Friday, 11 December 2009

The Priory

Now Pirate Dog always looks pretty attentive when I tell him a story about other animals, but I really can’t be sure that he understands a single word. So all I got was a puzzled look when I told him the story of a mouse being spotted on the set of Michael Wynne’s The Priory, currently on at the Royal Court. Of course, this is one of those fabled situations where fact is better than fiction: the play takes place in an isolated former priory now being rented out for seasonal parties. So it’s a suitable set for a mouse’s guest appearance — or did it choose the set because it looked familiar? Anyway, surely the Court has a resident cat? Apparently not, at least not since the demise of Osborne, its old growler. Time to get another: but what to call it?

Saturday, 5 December 2009

Black power

When you have a dog, it is sometimes worth staying out late — the licks your pet gives you when you get back are so hot! Last night, I finally saw Kwame Kwei-Armah’s new play, Seize the Day, part of the Tricycle Theatre’s excellent Not Black and White season. When I got back, Pirate Dog gave me a lovely greeting. It was a good end to a good night. At the Tricycle, the audience responded warmly to the show and the applause during the curtain call was heartfelt, celebratory.
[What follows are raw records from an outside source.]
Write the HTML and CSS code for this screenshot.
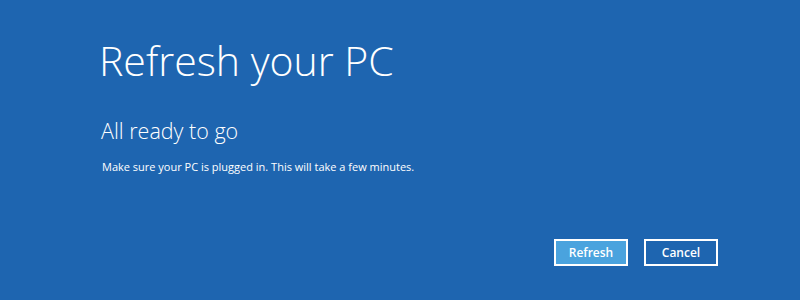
FILE: index.html
```html
<!DOCTYPE html>
<html>
<head>
<meta charset="utf-8">
<link rel="stylesheet" href="styles.css">
</head>
<body>
<div class="page">
  <h1 class="title">Refresh your PC</h1>
  <h2 class="subtitle">All ready to go</h2>
  <p class="note">Make sure your PC is plugged in. This will take a few minutes.</p>
  <div class="actions">
    <button class="btn primary">Refresh</button>
    <button class="btn">Cancel</button>
  </div>
</div>
</body>
</html>
```
FILE: styles.css
```css
html, body {
  margin: 0;
  padding: 0;
  background: #1e65b0;
}
.page {
  width: 800px;
  height: 300px;
  box-sizing: border-box;
  padding: 32px 82px 0 99px;
  color: #fff;
  font-family: "Open Sans", "Noto Sans", sans-serif;
  display: flex;
  flex-direction: column;
}
.title {
  margin: 0;
  font-weight: 300;
  font-size: 41px;
  line-height: 56px;
}
.subtitle {
  margin: 29px 0 0 2px;
  font-weight: 300;
  font-size: 21.5px;
  line-height: 28px;
}
.note {
  margin: 14px 0 0 3px;
  font-size: 11px;
  line-height: 16px;
}
.actions {
  margin-top: 64px;
  display: flex;
  justify-content: flex-end;
  gap: 16px;
}
.btn {
  width: 74px;
  height: 27px;
  border: 2px solid #fff;
  background: transparent;
  color: #fff;
  font-family: "Open Sans", sans-serif;
  font-weight: 600;
  font-size: 12px;
  padding: 0;
}
.btn.primary {
  background: #4aa3de;
}
```
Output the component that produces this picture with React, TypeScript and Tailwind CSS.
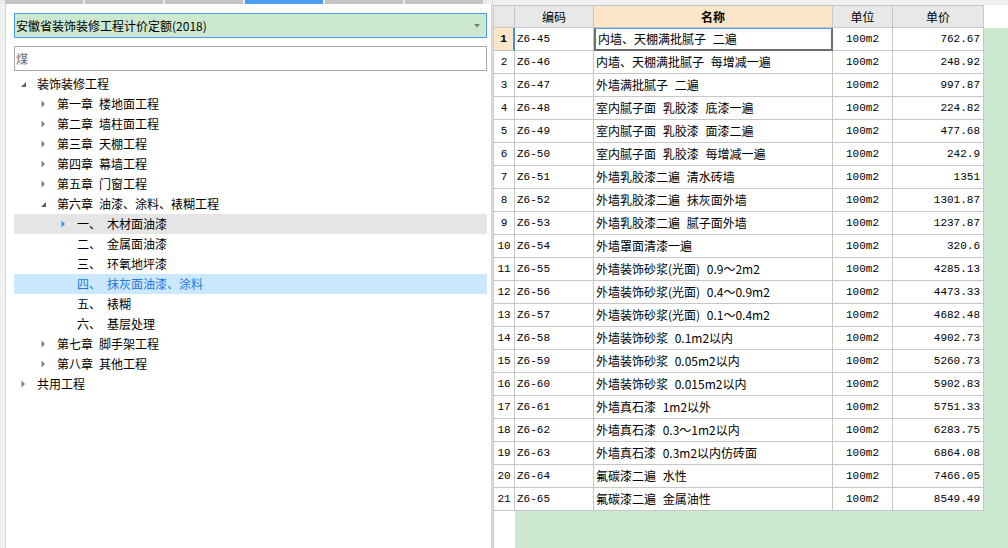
import React from 'react';

// 定额子目 (编码, 名称, 单价)
const rows: [string, string, string][] = [
  ['Z6-45', '内墙、天棚满批腻子 二遍', '762.67'],
  ['Z6-46', '内墙、天棚满批腻子 每增减一遍', '248.92'],
  ['Z6-47', '外墙满批腻子 二遍', '997.87'],
  ['Z6-48', '室内腻子面 乳胶漆 底漆一遍', '224.82'],
  ['Z6-49', '室内腻子面 乳胶漆 面漆二遍', '477.68'],
  ['Z6-50', '室内腻子面 乳胶漆 每增减一遍', '242.9'],
  ['Z6-51', '外墙乳胶漆二遍 清水砖墙', '1351'],
  ['Z6-52', '外墙乳胶漆二遍 抹灰面外墙', '1301.87'],
  ['Z6-53', '外墙乳胶漆二遍 腻子面外墙', '1237.87'],
  ['Z6-54', '外墙罩面清漆一遍', '320.6'],
  ['Z6-55', '外墙装饰砂浆(光面) 0.9～2m2', '4285.13'],
  ['Z6-56', '外墙装饰砂浆(光面) 0.4～0.9m2', '4473.33'],
  ['Z6-57', '外墙装饰砂浆(光面) 0.1～0.4m2', '4682.48'],
  ['Z6-58', '外墙装饰砂浆 0.1m2以内', '4902.73'],
  ['Z6-59', '外墙装饰砂浆 0.05m2以内', '5260.73'],
  ['Z6-60', '外墙装饰砂浆 0.015m2以内', '5902.83'],
  ['Z6-61', '外墙真石漆 1m2以外', '5751.33'],
  ['Z6-62', '外墙真石漆 0.3～1m2以内', '6283.75'],
  ['Z6-63', '外墙真石漆 0.3m2以内仿砖面', '6864.08'],
  ['Z6-64', '氟碳漆二遍 水性', '7466.05'],
  ['Z6-65', '氟碳漆二遍 金属油性', '8549.49'],
];

type TreeNode = {
  level: number;
  head?: string;
  label: string;
  arrow?: 'open' | 'closed' | 'hover';
  state?: 'hover' | 'selected';
};

const tree: TreeNode[] = [
  { level: 0, label: '装饰装修工程', arrow: 'open' },
  { level: 1, head: '第一章', label: '楼地面工程', arrow: 'closed' },
  { level: 1, head: '第二章', label: '墙柱面工程', arrow: 'closed' },
  { level: 1, head: '第三章', label: '天棚工程', arrow: 'closed' },
  { level: 1, head: '第四章', label: '幕墙工程', arrow: 'closed' },
  { level: 1, head: '第五章', label: '门窗工程', arrow: 'closed' },
  { level: 1, head: '第六章', label: '油漆、涂料、裱糊工程', arrow: 'open' },
  { level: 2, head: '一、', label: '木材面油漆', arrow: 'hover', state: 'hover' },
  { level: 2, head: '二、', label: '金属面油漆' },
  { level: 2, head: '三、', label: '环氧地坪漆' },
  { level: 2, head: '四、', label: '抹灰面油漆、涂料', state: 'selected' },
  { level: 2, head: '五、', label: '裱糊' },
  { level: 2, head: '六、', label: '基层处理' },
  { level: 1, head: '第七章', label: '脚手架工程', arrow: 'closed' },
  { level: 1, head: '第八章', label: '其他工程', arrow: 'closed' },
  { level: 0, label: '共用工程', arrow: 'closed' },
];

const cjk = "font-['Noto_Sans_CJK_SC',sans-serif]";
const mono = "font-['Liberation_Mono','Noto_Sans_CJK_SC',monospace]";

function Arrow({ kind }: { kind?: TreeNode['arrow'] }) {
  if (kind === 'open')
    return (
      <svg width="6" height="6" viewBox="0 0 6 6" className="mt-[1px]">
        <path d="M5 0 L5 5 L0 5 Z" fill="#5e5e5e" />
      </svg>
    );
  if (kind === 'closed' || kind === 'hover')
    return (
      <svg width="5" height="8" viewBox="0 0 5 8">
        <path d="M0.5 0.5 L4 4 L0.5 7.5 Z" fill={kind === 'hover' ? '#3c8df0' : '#808080'} />
      </svg>
    );
  return null;
}

function TreeRow({ node }: { node: TreeNode }) {
  const pad = node.level === 0 ? 'pl-[7px]' : node.level === 1 ? 'pl-[27px]' : 'pl-[47px]';
  const bg =
    node.state === 'hover' ? 'bg-[#e5e5e5]' : node.state === 'selected' ? 'bg-[#cce8ff] text-[#2479e0]' : 'text-black';
  return (
    <div className={`flex h-[20px] items-center ${pad} ${bg}`}>
      <div className="flex w-[16px] items-center">
        <Arrow kind={node.arrow} />
      </div>
      {node.head && (
        <span className={node.level === 2 ? 'w-[30px]' : 'mr-[6px]'}>{node.head}</span>
      )}
      <span>{node.label}</span>
    </div>
  );
}

function LeftPanel() {
  const tabs = [0, 1, 2, 3, 4, 5];
  return (
    <div className="flex h-full w-[492px] flex-col">
      {/* 顶部页签条 */}
      <div className="flex h-[4px] gap-[2px] bg-[#ececec] pl-[5px]">
        {tabs.map((t) => (
          <div key={t} className={`h-full w-[78px] ${t === 3 ? 'bg-[#4a9cf5]' : 'bg-[#c4c4c4]'}`} />
        ))}
      </div>
      <div className="flex flex-1">
        <div className="w-[6px] border-r border-[#d6d6d6] bg-[#f0f0f0]" />
        <div className={`flex flex-1 flex-col border-r border-[#cfcfcf] bg-white pl-[8px] pr-[4px] pt-[9px] text-[12px] ${cjk}`}>
          <div className="flex h-[25px] items-center justify-between border border-[#4a9cf5] bg-[#cce8cf] pl-[1px] pr-[6px]">
            <span className="text-black">安徽省装饰装修工程计价定额(2018)</span>
            <svg width="6" height="4" viewBox="0 0 6 4">
              <path d="M0 0 L6 0 L3 3.5 Z" fill="#7a7a7a" />
            </svg>
          </div>
          <div className="mt-[8px] flex h-[25px] items-center border border-[#a9a9a9] pl-[1px] text-[#6d6d6d]">
            煤
          </div>
          <div className="mt-[3px] flex flex-col">
            {tree.map((n, i) => (
              <TreeRow key={i} node={n} />
            ))}
          </div>
        </div>
      </div>
    </div>
  );
}

const cellBorder = 'border-r border-b border-[#c6c6c6]';

function RightPanel() {
  return (
    <div className="flex h-full flex-1 flex-col border-l border-[#e4e4e4]">
      <div className="h-[5px] bg-[#f0f0f0]" />
      <div className="flex flex-1 flex-col bg-[#cce8cf]">
        {/* 表头 */}
        <div className={`flex h-[23px] bg-white text-[12px] ${cjk}`}>
          <div className="flex border-l border-t border-[#c6c6c6]">
            <div className={`w-[21px] bg-[#e8e8e8] ${cellBorder}`} />
            <div className={`flex w-[79px] items-center justify-center bg-[#e8e8e8] ${cellBorder}`}>编码</div>
            <div className={`flex w-[239px] items-center justify-center bg-[#fde5c8] font-bold ${cellBorder}`}>名称</div>
            <div className={`flex w-[60px] items-center justify-center bg-[#e8e8e8] ${cellBorder}`}>单位</div>
            <div className={`flex w-[91px] items-center justify-center bg-[#e8e8e8] ${cellBorder}`}>单价</div>
          </div>
        </div>
        {/* 数据行 */}
        <div className="flex w-[491px] flex-col border-l border-[#c6c6c6] bg-white text-[12px] text-black">
          {rows.map(([code, name, price], i) => {
            const first = i === 0;
            return (
              <div key={code} className="flex h-[23px]">
                <div
                  className={`flex w-[21px] items-center justify-center ${mono} text-[11px] ${
                    first ? 'bg-[#fde5c8] font-bold' : ''
                  } border-b border-[#c6c6c6] ${first ? 'border-r-2 border-r-[#3c8df0]' : 'border-r'}`}
                >
                  {i + 1}
                </div>
                <div className={`flex w-[79px] items-center pl-[2px] ${mono} text-[11px] ${cellBorder}`}>{code}</div>
                <div
                  className={`flex w-[239px] items-center pl-[2px] [word-spacing:4px] ${cjk} ${
                    first ? 'border-2 border-t border-[#6e6e6e] border-t-[#4a9cf5]' : cellBorder
                  }`}
                >
                  {name}
                </div>
                <div className={`flex w-[60px] items-center justify-center ${mono} text-[11px] ${cellBorder}`}>100m2</div>
                <div className={`flex w-[91px] items-center justify-end pr-[3px] ${mono} text-[11px] ${cellBorder}`}>
                  {price}
                </div>
              </div>
            );
          })}
        </div>
        <div className="w-[22px] flex-1 border-l border-[#c6c6c6] bg-white" />
      </div>
    </div>
  );
}

export default function App() {
  return (
    <div className="flex h-[548px] w-[1008px] overflow-hidden bg-white">
      <LeftPanel />
      <RightPanel />
    </div>
  );
}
With good reason: the play dares to imagine a black man running for Mayor of London. And even though the character, Jeremy, finally decides that he doesn’t want the job, the play ends on a joke about a man of colour becoming Prime Minister. You could call it the Obama effect. As the actors finally left the stage, Kobna Holdbrook-Smith (who plays Jeremy) turned to the audience and gave a clenched-fist salute. Black power! Now Kwei-Armah likes to fill his plays with provocative ideas, and this one includes the statistic that 40 per cent of the London population now comes from an ethnic minority. So although it might seem sentimental to rejoice in a black power salute, who knows? One day this might be seen as a historic moment.